MSA Safety Incorporated could have been just another pedestrian Hybris/Endecca implementation. By leveraging a mature, simplified approach to the browsing and searching experience the User is able to navigate a complex product catalog with ease and confidence. This took a rich understanding of safety regulation, product lifecycle, and purchase intent. This site, designed by myself and one visual designer, can be seen here. 


Working with a Resistive, but not Capacitive, screen on a device intended to be used in over 150 countries had it's interaction challenges. This required an interface that was as 'flat' as possible to reduce drilldown menus. Development by offshore engineers required some late nights and significant detail in terms of delivery. I partnered with a visual designer for the icon system but did all of the UX and production work myself. 

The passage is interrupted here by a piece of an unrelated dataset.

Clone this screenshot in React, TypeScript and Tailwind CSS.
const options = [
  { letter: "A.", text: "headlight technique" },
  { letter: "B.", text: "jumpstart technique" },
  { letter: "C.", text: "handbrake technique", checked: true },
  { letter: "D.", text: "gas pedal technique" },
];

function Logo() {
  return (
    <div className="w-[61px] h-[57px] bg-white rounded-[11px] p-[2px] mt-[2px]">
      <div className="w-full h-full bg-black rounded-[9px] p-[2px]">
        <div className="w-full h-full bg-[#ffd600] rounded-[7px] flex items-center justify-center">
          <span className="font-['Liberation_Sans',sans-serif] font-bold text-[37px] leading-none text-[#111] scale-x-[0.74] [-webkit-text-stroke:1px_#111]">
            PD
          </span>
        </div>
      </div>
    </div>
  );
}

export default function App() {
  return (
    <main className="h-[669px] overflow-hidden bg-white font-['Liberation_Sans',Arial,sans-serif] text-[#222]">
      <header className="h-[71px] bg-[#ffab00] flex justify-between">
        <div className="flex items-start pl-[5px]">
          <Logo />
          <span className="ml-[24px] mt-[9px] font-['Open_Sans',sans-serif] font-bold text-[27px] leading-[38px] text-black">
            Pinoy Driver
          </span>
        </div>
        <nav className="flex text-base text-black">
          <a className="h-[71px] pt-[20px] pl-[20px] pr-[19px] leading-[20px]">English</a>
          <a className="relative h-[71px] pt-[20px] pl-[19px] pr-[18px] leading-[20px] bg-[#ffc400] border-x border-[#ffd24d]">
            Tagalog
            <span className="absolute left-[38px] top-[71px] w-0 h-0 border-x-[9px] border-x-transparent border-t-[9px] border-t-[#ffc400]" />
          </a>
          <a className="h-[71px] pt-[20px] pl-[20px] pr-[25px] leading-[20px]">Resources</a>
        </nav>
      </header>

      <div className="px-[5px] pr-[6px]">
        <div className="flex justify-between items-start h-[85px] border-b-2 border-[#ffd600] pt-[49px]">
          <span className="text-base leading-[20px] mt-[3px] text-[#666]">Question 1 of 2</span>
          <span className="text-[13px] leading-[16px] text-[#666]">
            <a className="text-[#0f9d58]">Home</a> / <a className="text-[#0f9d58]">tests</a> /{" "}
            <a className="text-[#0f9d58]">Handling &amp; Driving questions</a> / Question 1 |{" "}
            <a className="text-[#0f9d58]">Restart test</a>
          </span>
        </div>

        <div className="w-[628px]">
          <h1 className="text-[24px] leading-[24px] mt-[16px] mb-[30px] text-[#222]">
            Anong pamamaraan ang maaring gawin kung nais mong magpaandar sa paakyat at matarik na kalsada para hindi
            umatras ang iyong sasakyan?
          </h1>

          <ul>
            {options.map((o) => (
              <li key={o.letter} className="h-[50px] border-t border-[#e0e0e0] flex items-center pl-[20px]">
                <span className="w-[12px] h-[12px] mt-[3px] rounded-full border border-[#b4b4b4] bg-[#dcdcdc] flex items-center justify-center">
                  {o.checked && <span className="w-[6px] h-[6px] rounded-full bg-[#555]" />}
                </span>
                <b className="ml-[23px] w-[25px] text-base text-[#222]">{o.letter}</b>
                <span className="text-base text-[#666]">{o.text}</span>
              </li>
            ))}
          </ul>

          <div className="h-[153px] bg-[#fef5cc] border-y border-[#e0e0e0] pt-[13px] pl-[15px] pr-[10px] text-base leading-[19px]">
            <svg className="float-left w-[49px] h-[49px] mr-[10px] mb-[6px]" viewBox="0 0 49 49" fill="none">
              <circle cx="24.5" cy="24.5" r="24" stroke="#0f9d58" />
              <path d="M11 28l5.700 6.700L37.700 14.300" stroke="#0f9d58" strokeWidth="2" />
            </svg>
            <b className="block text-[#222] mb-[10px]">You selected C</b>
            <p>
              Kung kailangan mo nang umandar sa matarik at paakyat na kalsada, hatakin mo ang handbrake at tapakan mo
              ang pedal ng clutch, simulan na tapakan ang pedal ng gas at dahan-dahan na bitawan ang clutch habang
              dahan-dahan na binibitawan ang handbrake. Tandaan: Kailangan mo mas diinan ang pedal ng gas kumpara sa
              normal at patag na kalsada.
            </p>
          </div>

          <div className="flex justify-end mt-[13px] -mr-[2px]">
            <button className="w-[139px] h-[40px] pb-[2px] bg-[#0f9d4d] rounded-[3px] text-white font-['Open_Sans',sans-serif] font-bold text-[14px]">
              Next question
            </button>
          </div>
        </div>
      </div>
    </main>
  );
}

As of 2017 Belk remained the nation's largest privately owned mainline department store with more than 300 fashion department stores and sales totaling $3.5 billion. In 2009 I led the largest multi-channel Persona project at Acquity Group, involving several shop-a-longs, in home interviews, and visits at over a dozen stores. This data was combined with online surveys and diary projects to create a truly multi-faceted view of their customer base.  

Personas weren't the only deliverable from the project. This engagement extended into Digital Strategy, involving the creation of shopper journeys, affinity maps, and identification of opportunities to act on across both the bricks-and-mortar and online spaces. The results of this project were a clear set of recommendations and next steps that were shared in person with the Belk brothers themselves. 


Throughout my career I have conducted research on Ergonomics and Human Factors for products ranging from office environments and seating to wearable electronics. At both Herman Miller at Motorola I worked on multidisciplinary teams to contribute to several award-winning products. Each required varying degrees of involvement with prototypes at different stages of product development.